The EV principles behind moneyline selection run deep. If you want a thorough framework for converting any odds format to implied probability and testing for genuine value, the guide on finding positive EV in NBA betting markets covers the full methodology in detail.
Line Shopping and Timing Your Moneyline Bet
One final point that separates sharp moneyline bettors from casual ones: price. On a given NBA game, the match winner odds can vary noticeably across UK bookmakers. On a favourite priced around -150 equivalent, a difference of five or six percentage points in implied probability is the difference between a bet with a genuine edge and one that breaks even at best.

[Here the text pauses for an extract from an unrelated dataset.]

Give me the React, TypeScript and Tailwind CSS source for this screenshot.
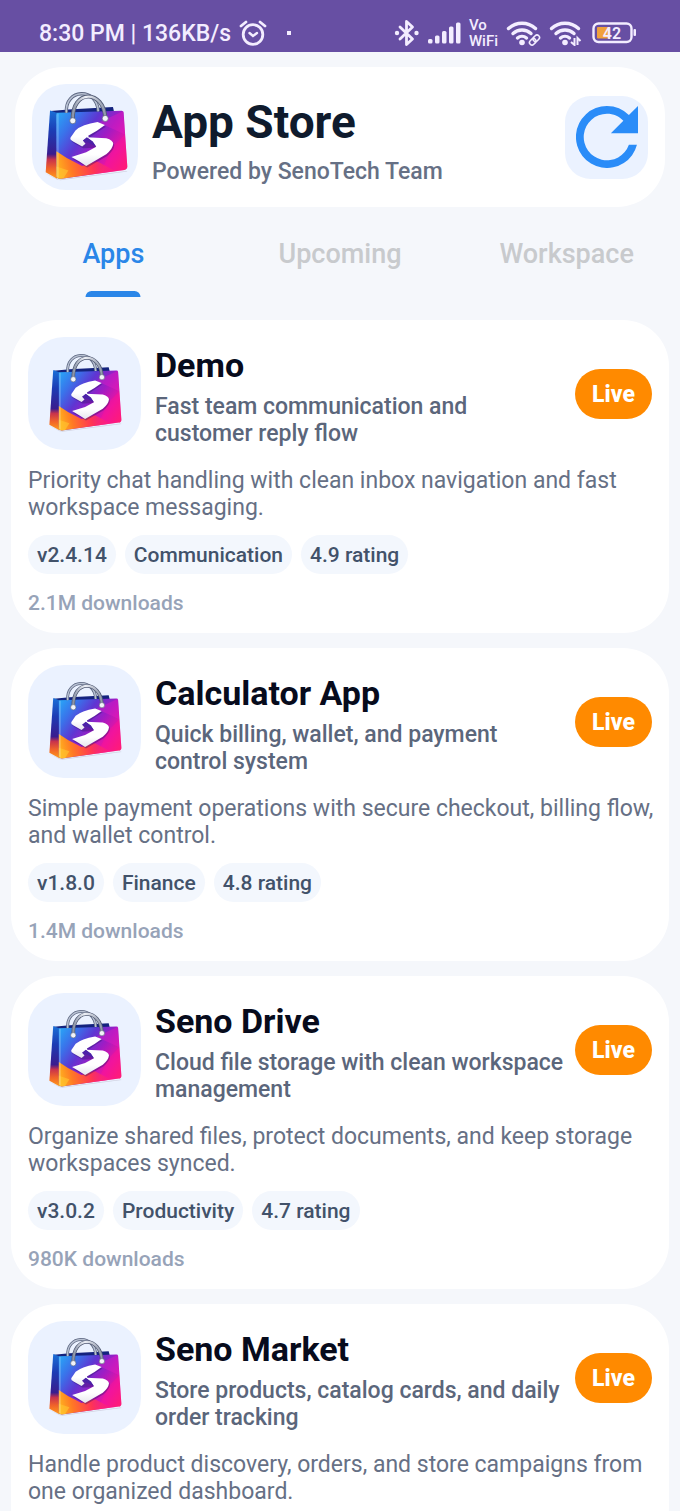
const apps = [
  {
    name: "Demo",
    tagline: "Fast team communication and customer reply flow",
    description:
      "Priority chat handling with clean inbox navigation and fast workspace messaging.",
    tags: ["v2.4.14", "Communication", "4.9 rating"],
    downloads: "2.1M downloads",
  },
  {
    name: "Calculator App",
    tagline: "Quick billing, wallet, and payment control system",
    description:
      "Simple payment operations with secure checkout, billing flow, and wallet control.",
    tags: ["v1.8.0", "Finance", "4.8 rating"],
    downloads: "1.4M downloads",
  },
  {
    name: "Seno Drive",
    tagline: "Cloud file storage with clean workspace management",
    description:
      "Organize shared files, protect documents, and keep storage workspaces synced.",
    tags: ["v3.0.2", "Productivity", "4.7 rating"],
    downloads: "980K downloads",
  },
  {
    name: "Seno Market",
    tagline: "Store products, catalog cards, and daily order tracking",
    description:
      "Handle product discovery, orders, and store campaigns from one organized dashboard.",
    tags: [],
    downloads: "",
  },
];

const tabs = ["Apps", "Upcoming", "Workspace"];

function BagLogo({ className }: { className: string }) {
  return (
    <svg viewBox="126 92 260 278" className={className} aria-hidden="true">
      <defs>
        <linearGradient id="bag-front" x1="0" y1="0.1" x2="1" y2="0.8">
          <stop offset="0" stopColor="#2aa0f6" />
          <stop offset="0.18" stopColor="#3a72ea" />
          <stop offset="0.38" stopColor="#5e36d2" />
          <stop offset="0.58" stopColor="#a01cc4" />
          <stop offset="0.8" stopColor="#e814a4" />
          <stop offset="1" stopColor="#ff2068" />
        </linearGradient>
        <linearGradient id="bag-side" x1="0" y1="0" x2="0" y2="1">
          <stop offset="0" stopColor="#1a6fd6" />
          <stop offset="0.3" stopColor="#1c3cb4" />
          <stop offset="0.64" stopColor="#3a1c8e" />
          <stop offset="0.72" stopColor="#c8324c" />
          <stop offset="0.85" stopColor="#f0622a" />
          <stop offset="1" stopColor="#ff9a1a" />
        </linearGradient>
        <linearGradient id="bag-flame" gradientUnits="userSpaceOnUse" x1="170" y1="340" x2="350" y2="300">
          <stop offset="0" stopColor="#ffb81e" />
          <stop offset="0.25" stopColor="#ff7a24" />
          <stop offset="0.6" stopColor="#ff3455" />
          <stop offset="1" stopColor="#ff2080" stopOpacity="0.2" />
        </linearGradient>
        <linearGradient id="bag-letter" x1="0" y1="0" x2="0" y2="1">
          <stop offset="0.6" stopColor="#ffffff" />
          <stop offset="1" stopColor="#e6e6ee" />
        </linearGradient>
        <linearGradient id="bag-handle" x1="0" y1="0" x2="1" y2="0">
          <stop offset="0" stopColor="#8a93a6" />
          <stop offset="0.4" stopColor="#eef1f7" />
          <stop offset="1" stopColor="#8f97aa" />
        </linearGradient>
      </defs>
      <path d="M132 336 L172 357 L378 331 L382 333 L180 359 Z" fill="#a8a0b4" opacity="0.4" />
      <path d="M152 152 L205 147 L338 140 L342 156 L172 164 Z" fill="#14237e" />
      <path d="M150 150 L170 157 L171 354 L137 335 Z" fill="url(#bag-side)" />
      <path
        d="M169 157 L364 151 Q369 151 370 156 L381 318 Q381 327 372 328 L184 354 Q169 356 169 346 Z"
        fill="url(#bag-front)"
      />
      <path d="M369 152 L374 222 L296 186 Z" fill="#e51cc4" opacity="0.4" />
      <path d="M374 222 L381 318 Q381 327 372 328 L300 338 L335 262 Z" fill="#ff1493" opacity="0.4" />
      <path
        d="M169 272 L200 292 L246 316 L290 302 L345 331 L184 354 Q169 356 169 346 Z"
        fill="url(#bag-flame)"
      />
      <path d="M169 318 L205 330 L190 353 Q169 356 169 346 Z" fill="#ffc830" opacity="0.6" />
      <path d="M170 159 L176 159 L176 352 L169 348 Z" fill="#ffffff" opacity="0.2" />
      <path d="M199 157 C193 84 291 80 294 153" fill="none" stroke="#5c6680" strokeWidth="10" />
      <path d="M199 157 C193 84 291 80 294 153" fill="none" stroke="#b8c1d2" strokeWidth="5" />
      <path
        d="M218 180 C214 84 312 88 315 173"
        fill="none"
        stroke="#525b74"
        strokeWidth="12"
        strokeLinecap="round"
      />
      <path
        d="M218 180 C214 84 312 88 315 173"
        fill="none"
        stroke="url(#bag-handle)"
        strokeWidth="7"
        strokeLinecap="round"
      />
      <circle cx="218" cy="181" r="9" fill="#f2f4f9" stroke="#59627a" strokeWidth="2" />
      <circle cx="315" cy="174" r="9" fill="#f2f4f9" stroke="#59627a" strokeWidth="2" />
      <path
        d="M314 194 L292 185 Q246 192 226 210 L211 232 Q209 238 219 243 L246 258 L285 257 L215 290 L258 316 L318 281 Q338 264 339 250 Q338 238 328 236 L266 226 L288 210 Z"
        transform="translate(3 5)"
        fill="#32106e"
        opacity="0.4"
      />
      <path
        d="M314 194 L292 185 Q246 192 226 210 L211 232 Q209 238 219 243 L246 258 L256 250 L248 240 L266 230 L264 226 L290 211 Z"
        fill="url(#bag-letter)"
      />
      <path
        d="M260 230 L318 233 Q339 239 339 250 Q337 266 318 281 L258 316 L238 303 L214 289 L258 275 L288 259 L276 244 Z"
        fill="url(#bag-letter)"
      />
      <path d="M260 230 L278 243 L288 259 L266 247 L248 240 Z" fill="#4b22a8" />
    </svg>
  );
}

function RefreshIcon() {
  return (
    <svg viewBox="4 4 16 16" className="size-[62px]" fill="#2a8cf8" aria-hidden="true">
      <path d="M17.65 6.35A7.96 7.96 0 0 0 12 4a8 8 0 1 0 7.73 10h-2.08A6 6 0 1 1 12 6c1.66 0 3.14.69 4.22 1.78L13 11h7V4l-2.35 2.35z" />
    </svg>
  );
}

function AlarmIcon() {
  return (
    <svg viewBox="0 0 28 26" className="h-[26px] w-7" fill="none" stroke="currentColor" aria-hidden="true">
      <circle cx="14" cy="14.5" r="9.8" strokeWidth="2.8" />
      <path d="M10.5 13 L14 16 L18 13" strokeWidth="2.4" strokeLinecap="round" />
      <path d="M2 6 L7 2 M26 6 L21 2" strokeWidth="2.8" strokeLinecap="round" />
    </svg>
  );
}

function BluetoothIcon() {
  return (
    <svg viewBox="0 0 26 28" className="h-7 w-[26px]" fill="none" stroke="currentColor" aria-hidden="true">
      <path
        d="M6 8 L18.5 20 L12.5 25.5 V2.5 L18.5 8 L6 20"
        strokeWidth="2.8"
        strokeLinejoin="round"
        strokeLinecap="round"
      />
      <circle cx="3" cy="14" r="2.2" fill="currentColor" stroke="none" />
      <circle cx="22.5" cy="14" r="2.2" fill="currentColor" stroke="none" />
    </svg>
  );
}

function SignalIcon() {
  return (
    <svg viewBox="0 0 33 22" className="h-[22px] w-[33px]" fill="currentColor" aria-hidden="true">
      <rect x="0" y="17" width="4.5" height="4.5" rx="1.5" />
      <rect x="7" y="13.5" width="4.5" height="8" rx="1.5" />
      <rect x="14" y="9" width="4.5" height="12.5" rx="1.5" />
      <rect x="21" y="4.5" width="4.5" height="17" rx="1.5" />
      <rect x="28" y="0.5" width="4.5" height="21" rx="1.5" />
    </svg>
  );
}

function WifiIcon({ badge }: { badge: "link" | "traffic" }) {
  return (
    <svg viewBox="0 0 35 26" className="h-[26px] w-[35px]" fill="none" stroke="currentColor" aria-hidden="true">
      <g strokeWidth="3.4" strokeLinecap="round">
        <path d="M2.5 8.5 A20 20 0 0 1 29.5 8.5" />
        <path d="M7 13.5 A13.5 13.5 0 0 1 25 13.5" />
        <path d="M11.5 18 A7 7 0 0 1 20.5 18" />
      </g>
      <circle cx="16" cy="22.5" r="2.8" fill="currentColor" stroke="none" />
      {badge === "link" ? (
        <g transform="rotate(-45 28.5 20)" strokeWidth="1.6">
          <rect x="22.5" y="17.5" width="7" height="5" rx="2.5" />
          <rect x="27.5" y="17.5" width="7" height="5" rx="2.5" />
        </g>
      ) : (
        <path d="M22 22 L25.5 25 V18 M28.5 25 V18 L31.5 21" strokeWidth="2" />
      )}
    </svg>
  );
}

function BatteryIcon() {
  return (
    <svg viewBox="0 0 45 22" className="h-[22px] w-[45px]" role="img" aria-label="Battery 42%">
      <rect x="1.5" y="1.5" width="38" height="18.5" rx="5" fill="none" stroke="#f3edff" strokeWidth="2.4" />
      <rect x="5" y="5" width="13" height="11.5" rx="1" fill="#f0a03c" />
      <rect x="41.5" y="7" width="2.5" height="7" rx="1" fill="#f3edff" />
      <text
        x="20"
        y="16.5"
        textAnchor="middle"
        fontSize="16"
        fontWeight="600"
        fill="#f3edff"
        fontFamily="Roboto, sans-serif"
      >
        42
      </text>
    </svg>
  );
}

function StatusBar() {
  return (
    <div className="flex h-[52px] items-center justify-between bg-[#674fa3] pt-[14px] pr-[43px] pl-[39px] text-[#f3edff]">
      <div className="flex items-center gap-2">
        <span className="pt-[2px] text-[23px] leading-7 font-medium whitespace-nowrap">
          8:30 PM | 136KB/s
        </span>
        <AlarmIcon />
        <span className="ml-3 size-1 bg-current" />
      </div>
      <div className="flex items-center gap-2">
        <BluetoothIcon />
        <SignalIcon />
        <div className="text-[15px] leading-4 font-medium">
          <div>Vo</div>
          <div>WiFi</div>
        </div>
        <WifiIcon badge="link" />
        <WifiIcon badge="traffic" />
        <BatteryIcon />
      </div>
    </div>
  );
}

function Header() {
  return (
    <header className="mx-[15px] mt-[15px] flex items-center rounded-[48px] bg-white p-[17px]">
      <div className="grid size-[106px] shrink-0 place-items-center rounded-[34px] bg-[#ebf2ff]">
        <BagLogo className="h-[93px] w-[87px]" />
      </div>
      <div className="ml-[14px] min-w-0 flex-1 pt-[9px]">
        <h1 className="text-[46px] leading-[52px] font-bold text-[#0f1b2d]">App Store</h1>
        <p className="mt-2 text-[23px] leading-8 font-medium text-[#667085]">
          Powered by SenoTech Team
        </p>
      </div>
      <button
        type="button"
        aria-label="Refresh"
        className="grid size-[83px] shrink-0 place-items-center rounded-[26px] bg-[#ebf2ff]"
      >
        <RefreshIcon />
      </button>
    </header>
  );
}

function Tabs() {
  return (
    <nav className="flex h-[113px] pb-[23px]" role="tablist">
      {tabs.map((tab, i) => (
        <button
          key={tab}
          type="button"
          role="tab"
          aria-selected={i === 0}
          className={`relative flex-1 pt-[3px] text-[27px] leading-8 font-medium ${
            i === 0 ? "text-[#2a86e8]" : "text-[#c8cacd]"
          }`}
        >
          {tab}
          {i === 0 && (
            <span className="absolute bottom-0 left-1/2 h-[6px] w-[55px] -translate-x-1/2 rounded-t-md bg-[#2a86e8]" />
          )}
        </button>
      ))}
    </nav>
  );
}

function AppCard({ app }: { app: (typeof apps)[number] }) {
  return (
    <article className="rounded-[46px] bg-white p-[17px]">
      <div className="flex items-center">
        <div className="grid size-[113px] shrink-0 place-items-center rounded-[36px] bg-[#ebf2ff]">
          <BagLogo className="h-[82px] w-[77px]" />
        </div>
        <div className="mr-[6px] ml-[14px] min-w-0 flex-1 pt-[5px]">
          <h2 className="text-[34px] leading-10 font-bold text-[#070b1c]">{app.name}</h2>
          <p className="mt-2 text-[23px] leading-[27px] font-medium text-[#5b667b]">{app.tagline}</p>
        </div>
        <button
          type="button"
          className="h-[50px] w-[77px] shrink-0 rounded-full bg-[#ff8a00] pt-1 text-[23px] font-extrabold text-white"
        >
          Live
        </button>
      </div>
      <p className="-mr-2 mt-[17px] text-[23px] leading-[27px] text-[#667085]">{app.description}</p>
      <ul className="mt-[14px] flex gap-[9px]">
        {app.tags.map((tag) => (
          <li
            key={tag}
            className="rounded-full bg-[#f3f7fd] px-[9px] pt-2 pb-[6px] text-[21px] leading-[25px] font-medium text-[#42526a]"
          >
            {tag}
          </li>
        ))}
      </ul>
      <p className="mt-[17px] text-[21px] leading-[25px] font-medium text-[#97a3b8]">{app.downloads}</p>
    </article>
  );
}

export default function App() {
  return (
    <div className="h-screen overflow-hidden bg-[#f5f7fb] font-[Roboto,sans-serif]">
      <StatusBar />
      <Header />
      <Tabs />
      <main className="flex flex-col gap-[15px] px-[11px]">
        {apps.map((app) => (
          <AppCard key={app.name} app={app} />
        ))}
      </main>
    </div>
  );
}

This matters most for high-profile games where public money floods one side. The favourite’s odds shorten as the market absorbs action, while the underdog’s price drifts out. If your analysis was completed before the line moved, checking prices at game time prevents you from placing a bet that no longer carries the value you identified when you did the work.
NBA moneyline betting rewards patience and selectivity. Not every game offers a genuine edge on the outright market. On the nights where the match winner market aligns with a clear analytical advantage, it remains one of the most direct ways to act on a strong team-level prediction.
Is a moneyline bet the same as a ‘match winner’ on UK bookmakers?
Yes, they are the same bet under different labels. UK bookmakers list the outright game winner market as ‘match winner’ or ‘game winner.’ American sportsbooks call it the moneyline. The underlying bet — picking which team wins with no point spread — is identical regardless of the label used.
When is it better to bet the moneyline instead of the spread?
The moneyline suits situations where your analytical edge is on the winning team rather than the winning margin. If your model projects a high win probability for one side but the spread is set wide enough to create genuine cover uncertainty, backing the outright winner often extracts more value. Spread betting is preferable when two teams are closely matched and the spread is set at a figure your analysis suggests one side will reliably exceed.